Caso Leo Lins ou Quem está rindo?
A situação envolvendo a condenação do humorista Leo Lins por conta de seus crimes cometidos em palco me acionou diversos gatilhos. Um deles é que vivemos numa sociedade egoísta cuja empatia diminui cada vez mais e, o segundo, é que estamos perdendo cada vez mais a conexão com a realidade objetiva.
É fato, o limite do humor é um assunto que se discute até bem antes do nascimento da internet. Nem mesmo o stand up, essa modalidade de comédia em que o humorista fica sobre o palco contando anedotas sozinho, é novidade. Por aqui, pouca gente sabe, mas até mesmo atores como ninguém menos que Eddie Murphy iniciaram suas carreiras contando piadas de pé sob um holofote triste. E diga-se de passagem, o stand-up por si só já tem uma fama de ser bem polêmico desde aquela época.
O ator Pedro Cardoso, que parece ter se tornado uma espécie de ativista/intelectual de esquerda, já avisou isso muitas vezes, que o Stand Up é um tipo de arte que talvez não seja tão ética. Isso porque, numa peça de teatro ou qualquer outro tipo de performance, existe um contrato social onde está implícita a não realidade daqueles eventos.
No entanto, os artistas de Stand Up não fazem esse pacto. Muito antes das redes sociais e até mesmo dos reality shows, os artistas de Stand Up se apresentavam como personalidades reais, quando, na verdade, esses artistas estão interpretando papéis com direito, inclusive, a roteiro e a criação de histórias fictícias para apresentar.
E, numa era em que as pessoas acreditam que podem ficar ricas com criptomoedas duvidosas, jogos de azar eletrônicos e até mesmo com o “poder da vontade”, não estabelecer esse pacto pode ser, como eu já disse, algo muito problemático.
E aí eu me questiono quem são essas pessoas que riem.Quem são essas pessoas que riem de piadas feitas sobre escravização do povo negro, piadas sobre Holocausto e piadas sobre bebês com hidrocefalia? Quem é o tipo de pessoa que se atrai por uma personalidade que, mesmo que seja um personagem, sobe ao palco vestido de Hitler com o bigode natural incluso?

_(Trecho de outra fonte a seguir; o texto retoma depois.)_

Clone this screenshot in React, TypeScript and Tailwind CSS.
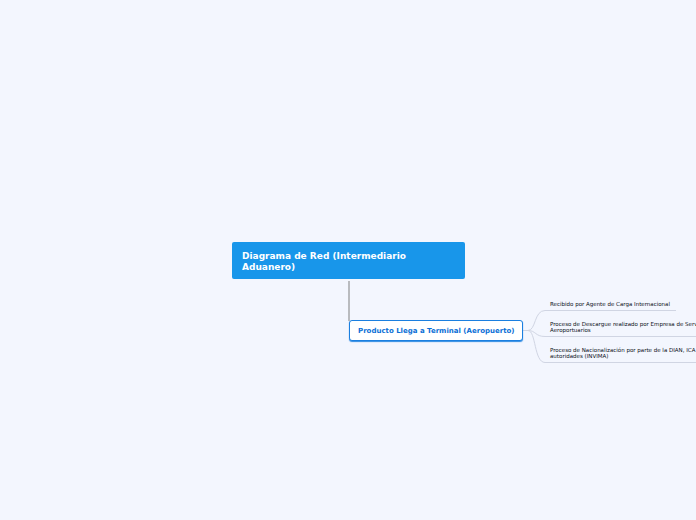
const font = "font-['DejaVu_Sans',Verdana,sans-serif]"

const leaves = [
  { top: 'top-[301px]', lines: ['Recibido por Agente de Carga Internacional'] },
  { top: 'top-[321px]', lines: ['Proceso de Descargue realizado por Empresa de Servicios', 'Aeroportuarios'] },
  { top: 'top-[347px]', lines: ['Proceso de Nacionalización por parte de la DIAN, ICA y otras', 'autoridades (INVIMA)'] },
]

export default function App() {
  return (
    <div className={`relative h-[520px] w-[696px] overflow-hidden bg-[#f3f6fe] ${font}`}>
      {/* Connectors */}
      <svg className="absolute left-0 top-0" width="696" height="520" fill="none">
        <path d="M349 281V321" stroke="#b9bbbf" strokeWidth="2" />
        <path d="M523 330.5H528C536 330.5 534 310.5 545 310.5H676" stroke="#d0d5e3" />
        <path d="M523 330.5H528C536 330.5 535 336.5 545 336.5H696" stroke="#d0d5e3" />
        <path d="M523 330.5H528C536 330.5 534 362.5 545 362.5H696" stroke="#d0d5e3" />
      </svg>

      {/* Root node */}
      <div className="absolute left-[232px] top-[242px] flex h-[37px] w-[233px] items-center rounded-[2px] bg-[#1896ea] px-[10px] pt-[2px]">
        <div className="text-[9px] font-bold leading-[11px] text-white">
          Diagrama de Red (Intermediario
          <br />
          Aduanero)
        </div>
      </div>

      {/* Main topic */}
      <div className="absolute left-[349px] top-[320px] flex h-[21px] w-[174px] items-center rounded-[3px] border border-[#1a7fe0] bg-white pl-[8px] pt-[1px] shadow-[0_1px_1px_rgba(26,127,224,0.9)]">
        <span className="whitespace-nowrap text-[7px] font-bold text-[#0b6fd6]">Producto Llega a Terminal (Aeropuerto)</span>
      </div>

      {/* Leaf topics */}
      {leaves.map(leaf => (
        <div key={leaf.lines[0]} className={`absolute left-[550px] ${leaf.top} whitespace-nowrap text-[5.5px] leading-[6px] text-[#0c1018]`}>
          {leaf.lines.map(line => (
            <div key={line}>{line}</div>
          ))}
        </div>
      ))}
    </div>
  )
}
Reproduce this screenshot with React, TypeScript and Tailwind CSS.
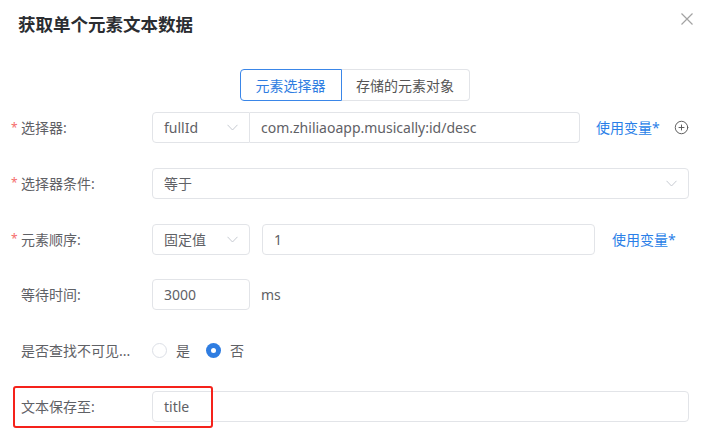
import React from 'react';
import { CirclePlus } from 'lucide-react';

const FONT = { fontFamily: '"Noto Sans", "Noto Sans CJK SC", sans-serif' };

function Chevron() {
  return (
    <svg width="11" height="7" viewBox="0 0 11 7" fill="none" className="shrink-0">
      <path d="M0.5 0.8 L5.5 6 L10.5 0.8" stroke="#c6cad1" strokeWidth="1" />
    </svg>
  );
}

function Label({ text, required }: { text: string; required?: boolean }) {
  return (
    <div className="w-[152px] shrink-0 flex items-center pl-[11px] text-[14px] text-[#5f6166]">
      <span className="w-[10px] text-[#f56c6c] text-[12px] leading-none">{required ? '*' : ''}</span>
      <span className="whitespace-nowrap">{text}</span>
    </div>
  );
}

const box = 'h-full shrink-0 border border-[#e2e4e8] rounded-[4px] flex items-center px-[11px] text-[14px] text-[#5f6166]';

function UseVar() {
  return <span className="text-[14px] text-[#2a7fe8] whitespace-nowrap">使用变量*</span>;
}

export default function App() {
  return (
    <div className="w-[709px] h-[436px] bg-white overflow-hidden relative" style={FONT}>
      <div className="h-[48px] flex items-center px-[18px]">
        <h1 className="text-[17.5px] font-semibold text-[#2b2d31]">获取单个元素文本数据</h1>
      </div>
      <button className="absolute left-[681px] top-[13px] w-[12px] h-[12px]">
        <svg width="12" height="12" viewBox="0 0 12 12">
          <path d="M0.5 0.5 L11.5 11.5 M11.5 0.5 L0.5 11.5" stroke="#a3a3a3" strokeWidth="1.2" />
        </svg>
      </button>

      <div className="mt-[21px] flex justify-center">
        <div className="flex h-[32px] text-[14px]">
          <div className="w-[102px] flex items-center justify-center border border-[#3a86e8] rounded-l-[4px] text-[#2f7de1]">
            元素选择器
          </div>
          <div className="w-[128px] flex items-center justify-center border border-l-0 border-[#e2e4e8] rounded-r-[4px] text-[#555]">
            存储的元素对象
          </div>
        </div>
      </div>

      <div className="mt-[11px] flex flex-col gap-[24.8px] pr-[20px]">
        <div className="flex h-[31px]">
          <Label text="选择器:" required />
          <div className={`${box} w-[98px] rounded-r-none justify-between`}>
            <span>fullId</span>
            <Chevron />
          </div>
          <div className={`${box} w-[330px] border-l-0 rounded-l-none`}>com.zhiliaoapp.musically:id/desc</div>
          <div className="flex items-center pl-[16px] shrink-0">
            <UseVar />
            <CirclePlus size={15} strokeWidth={1.5} color="#555" className="ml-[14px] shrink-0" />
          </div>
        </div>

        <div className="flex h-[31px]">
          <Label text="选择器条件:" required />
          <div className={`${box} flex-1 justify-between`}>
            <span>等于</span>
            <Chevron />
          </div>
        </div>

        <div className="flex h-[31px]">
          <Label text="元素顺序:" required />
          <div className={`${box} w-[98px] justify-between`}>
            <span>固定值</span>
            <Chevron />
          </div>
          <div className={`${box} w-[333px] ml-[12px]`}>1</div>
          <div className="flex items-center pl-[17px] shrink-0">
            <UseVar />
          </div>
        </div>

        <div className="flex h-[31px]">
          <Label text="等待时间:" />
          <div className={`${box} w-[98px]`}>3000</div>
          <span className="flex items-center pl-[11px] text-[14px] text-[#5f6166]">ms</span>
        </div>

        <div className="flex h-[31px]">
          <Label text="是否查找不可见..." />
          <div className="flex items-center text-[14px] text-[#5f6166]">
            <span className="w-[15px] h-[15px] rounded-full border border-[#dcdfe6] bg-white" />
            <span className="ml-[9px]">是</span>
            <span className="ml-[16px] w-[15px] h-[15px] rounded-full bg-[#2f7de1] flex items-center justify-center">
              <span className="w-[5px] h-[5px] rounded-full bg-white" />
            </span>
            <span className="ml-[9px]">否</span>
          </div>
        </div>

        <div className="flex h-[31px] relative">
          <Label text="文本保存至:" />
          <div className={`${box} flex-1`}>title</div>
          <div className="absolute left-[13px] top-[-5px] w-[200px] h-[42px] border-2 border-[#f5221b] rounded-[3px] pointer-events-none" />
        </div>
      </div>
    </div>
  );
}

Qual o tipo de pessoa que esse sujeito está tentando atrair, e qual o tipo de pessoa se identifica com esse “risco” de ter sua “liberdade tolhida”. Liberdade de quê? Liberdade para quê?
Digo isso porque um dos principais argumentos das pessoas que estão indo a público defender Leo Lins estão dizendo que sua condenação foi algo “exagerado”, sendo que, aparentemente, como já dito, o humorista parece ter feito da ofensa sua arte. Ele foi advertido e repudiado sistematicamente mas, talvez, tenha se iludido pelos milhões de seguidores que atraiu.
Sim, milhões.
Quem são essas pessoas? O Brasil é um país muito grande, mas são milhões de pessoas rindo, rindo de quê? O que essa gargalhada diz?
E como estamos falando aqui também de um afastamento da realidade, estou aqui um homem negro, de origem periférica falando desse humorista que nunca tinha ouvido falar antes e agora, cheguei a assistir até mesmo trechos de seus shows. Assisti vídeos sobre o assunto de sua possível prisão. Li textos jornalísticos. Um sujeito que eu nem conhecia.
Há aqueles que dizem que existe uma tática de militância de forçar a barra contra o sistema, ir ao extremo para quando a consequência vier, ser alegada uma “perseguição”. Não estou afirmando que pode ser esse o caso, mas será mesmo que Leo Lins não acreditava que isso podia acontecer? Que o clamor público de indignação seria uma hora tão grande que as autoridades não seriam forçadas a tomar uma atitude drástica?
Aliás, quanto tempo será que ele vai ficar na cadeia, digo, se ele realmente for preso o que, até o momento em que eu escrevia esse texto, não aconteceu.
Tudo hoje em dia parece um grande espetáculo, uma grande peça teatral transmitida por uma telinha onde o público está tão iludido que se esquece quem são os personagens. Lembremos, por exemplo, do recente fenômeno midiático dos bebês reborn que quase chegou a ser discutido como uma questão de “saúde pública” quando se tratava, ao que parece, de apenas uma “trend” de vídeos satíricos nas redes sociais.
Quem são essas pessoas?
Quem são essas pessoas que acham que mulheres estão “surtando” ao ponto de acreditarem que bonecas são filhos legítimos e que isso é uma epidemia de saúde mental? Quem são essas pessoas que acham que tudo bem fazer uma “piadinha” com pessoas negras, escravização, deficiência, holocausto.
O que eu sei é que eu não estou rindo.